Mr Gaffney said that Iput plans to engage with the National Concert Hall, which is embarking on a €78 million redevelopment; Dublin City Council; and the neighbouring Conrad Hotel, whose owner of two years, Archar Hotel Capital, secured planning permission this week to extend and refurbish the property.

“This area has the capacity to become a major cultural hub,” he said. “We’d like to have a porous ground floor design that would bring people and life into the space, which would have cultural, food and beverage outlets. We want to bring new life to the area.”

Property portfolio

Iput, whose office and logistics portfolio rose above €3 billion in value at the end of September for the first time, said two weeks ago that it was planning to cut carbon emissions from new developments and major refurbishment projects by 40 per cent under its plans to achieve net zero by the end of the decade.
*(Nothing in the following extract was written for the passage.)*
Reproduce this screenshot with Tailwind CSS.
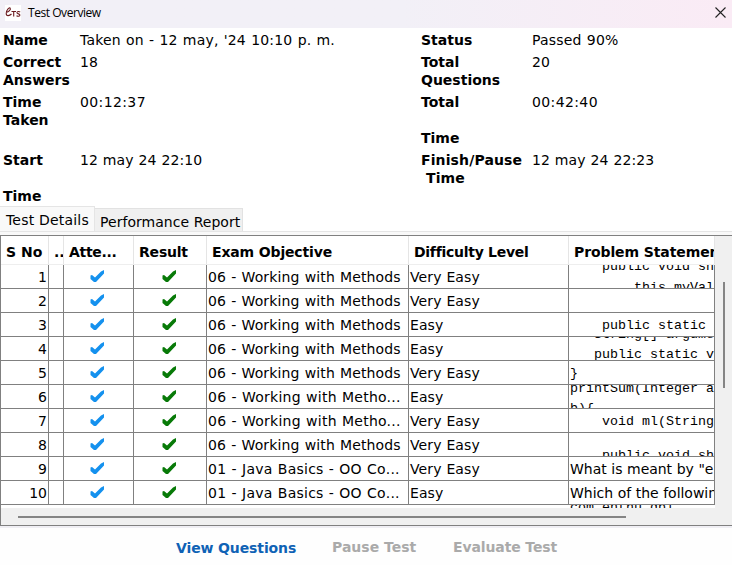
<!DOCTYPE html>
<html lang="en">
<head>
<meta charset="utf-8">
<title>Test Overview</title>
<script src="https://cdn.jsdelivr.net/npm/@tailwindcss/browser@4"></script>
</head>
<body class="h-[565px] w-[732px] overflow-hidden bg-white font-['DejaVu_Sans',sans-serif] text-[14px] leading-[18px] text-black">
<div class="flex h-[565px] flex-col overflow-hidden">
<header class="flex h-7 shrink-0 items-center bg-linear-to-r from-[#f2f0f7] from-55% to-[#faebf5] pl-[5px] pr-[6px]"><svg class="mb-[3px] h-4 w-4 bg-white" viewBox="0 0 16 16" fill="none" stroke="#6b1a20" stroke-width="1.1"><path d="M1 7.5C4 7 6 4.5 5.2 3.2C4.3 2 1.2 5 1.2 8.4C1.2 11.5 4.4 11 6.5 9"/><path d="M6.5 6.5H11M8.7 6.5V11.5M15.2 6.9C13 6 11.7 7 12 8C12.5 9 14.9 8.8 14.9 10C14.9 11.6 12.7 11.4 11.5 10.8"/></svg><h1 class="mb-[2px] ml-[7px] font-['Open_Sans',sans-serif] text-[12px] tracking-[-0.45px]">Test Overview</h1><svg class="mb-1 ml-auto h-[11px] w-[11px]" viewBox="0 0 11 11" stroke="#222" stroke-width="1.1"><path d="M.5 .5L10.5 10.5M10.5 .5L.5 10.5"/></svg></header>
<section class="grid shrink-0 grid-cols-[77px_341px_111px_1fr] grid-rows-[18px_36px_54px_54px] gap-y-1 whitespace-pre pl-[3px] pt-[3px]"><b class="tracking-[-0.2px]">Name</b><span class="tracking-[0.2px] [word-spacing:0.5px]">Taken on - 12 may, '24 10:10 p. m.</span><b>Status</b><span class="tracking-[0.2px] [word-spacing:0.5px]">Passed 90%</span><b>Correct
Answers</b><span>18</span><b>Total
Questions</b><span>20</span><b>Time
Taken</b><span class="tracking-[0.38px]">00:12:37</span><b>Total

Time</b><span class="tracking-[0.38px]">00:42:40</span><b>Start

Time</b><span class="tracking-[0.1px] [word-spacing:0.3px]">12 may 24 22:10</span><b class="tracking-[0.12px]">Finish/Pause
 Time</b><span class="tracking-[0.1px] [word-spacing:0.3px]">12 may 24 22:23</span></section>
<nav class="mt-[2px] flex h-[25px] shrink-0 items-end border-b border-[#e5e5e5]"><div class="h-[25px] w-[95px] border-r border-t border-[#e5e5e5] bg-[#f9f9f9] pl-[6px] pt-[4px] tracking-[0.2px]">Test Details</div><div class="h-[23px] w-[148px] border-r border-t border-[#e2e2e2] bg-[#f0f0f0] pl-[5px] pt-[4px] tracking-[0.04px]">Performance Report</div></nav>
<div class="h-[3px] shrink-0 bg-[#f9f9f9]"></div>
<main class="flex h-[291px] shrink-0 flex-col border-y border-l border-[#808080] bg-[#f0f0f0]"><div class="flex h-[272px]"><div class="w-[714px] shrink-0 overflow-hidden bg-white"><div class="grid h-[29px] grid-cols-[48px_15px_70px_73px_202px_160px_146px] whitespace-pre border-b border-[#eee] font-bold leading-[32px] *:overflow-hidden *:border-r *:border-[#e5e5e5] last:*:border-r-0"><span class="pl-[5px]">S No</span><span class="pl-[5px]">..</span><span class="pl-[5px] tracking-[-0.3px]">Atte...</span><span class="pl-[5px] tracking-[-0.2px]">Result</span><span class="pl-[5px] tracking-[-0.15px]">Exam Objective</span><span class="pl-[5px] tracking-[-0.28px]">Difficulty Level</span><span class="pl-[5px] tracking-[-0.1px]">Problem Statement</span></div><div id="rows"></div></div><div class="flex w-[17px] justify-center pt-[46px]"><div class="h-[106px] w-[2px] bg-[#858585]"></div></div></div><div class="flex h-[17px] pl-[17px] pt-[8px]"><div class="h-[2px] w-[608px] bg-[#858585]"></div></div></main>
<footer class="flex h-[39px] shrink-0 border-t-2 border-[#f0eff4] bg-[#fefefe] pt-[10px] font-bold tracking-[-0.12px]"><span class="ml-[176px] w-[156px] pt-px text-[#0f62b5]">View Questions</span><span class="w-[121px] tracking-normal text-[#aaa]">Pause Test</span><span class="text-[#aaa]">Evaluate Test</span></footer>
</div>
<script>
const M = '06 - Working with Methods', J = '01 - Java Basics - OO Co...';
const rows = [
 [M, 'Very Easy', [['    public void show', -10], ['        this.myValue', 11]]],
 [M, 'Very Easy', []],
 [M, 'Easy', [['    public static void', 1]]],
 [M, 'Easy', [['   String[] arguments', -14], ['   public static void', 6]]],
 [M, 'Very Easy', [['}', 1]]],
 ['06 - Working with Metho...', 'Easy', [['printSum(Integer a', -8], ['b){', 12]]],
 ['06 - Working with Metho...', 'Very Easy', [['    void ml(String', 1]]],
 [M, 'Very Easy', [['    public void show', 11]]],
 [J, 'Very Easy', 'What is meant by "encap'],
 [J, 'Easy', 'Which of the following'],
 ['', '', [['com.enthu.qbl', -9]]]
];
const blueTick = `<svg class="ml-[26px] mt-[5px] h-[13px] w-[14px]" viewBox="0 0 14 13"><path fill="#1491ee" d="M.5 5.5L2 5L5 7.5L11 1.5L14 0V3.5L6 12H4L.5 9Z"/></svg>`;
const greenTick = `<svg class="ml-[28px] mt-[5px] h-[13px] w-[14px]" viewBox="0 0 14 13"><path fill="#087a08" d="M.5 5.5L2 5L5 7.5L11 1.5L14 0V3.5L6 12H4L.5 9Z"/></svg>`;
document.getElementById('rows').innerHTML = rows.map((r, i) => {
  const last = i === 10;
  const spacing = r[0] === M ? 'tracking-[0.14px]' : 'tracking-[0.25px]';
  const problem = typeof r[2] === 'string' ? r[2] : r[2].map(([t, y]) => `<span class="absolute left-px font-['Liberation_Mono',monospace] text-[13.33px] tracking-normal [word-spacing:0px]" style="top:${y}px">${t}</span>`).join('');
  return `<div class="grid h-6 grid-cols-[48px_15px_70px_73px_202px_160px_146px] whitespace-pre border-b border-[#808080] leading-[24px] *:relative *:overflow-hidden *:border-r *:border-[#808080] last:*:border-r-0"><span class="pr-[1px] text-right">${last ? '' : i + 1}</span><span></span><span>${last ? '' : blueTick}</span><span>${last ? '' : greenTick}</span><span class="pl-px ${spacing} [word-spacing:0.5px]">${r[0]}</span><span class="pl-px tracking-[0.1px] [word-spacing:0.3px]">${r[1]}</span><span class="pl-px tracking-[-0.03px] [word-spacing:0.2px]">${problem}</span></div>`;
}).join('');
</script>
</body>
</html>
The company, which has 5.2 million square feet of property assets, mainly in Dublin, also said that was targeting a 33 per cent reduction in the energy intensity of its managed portfolio and moving to 100 per cent renewable energy for occupier electricity by 2025.

It said it plans to use carbon-removal initiatives where the impact is verified to offset residual emissions that it cannot address directly. Offsets can include buying carbon credits from the likes of mature tree-planting projects or sophisticated carbon-removal technology.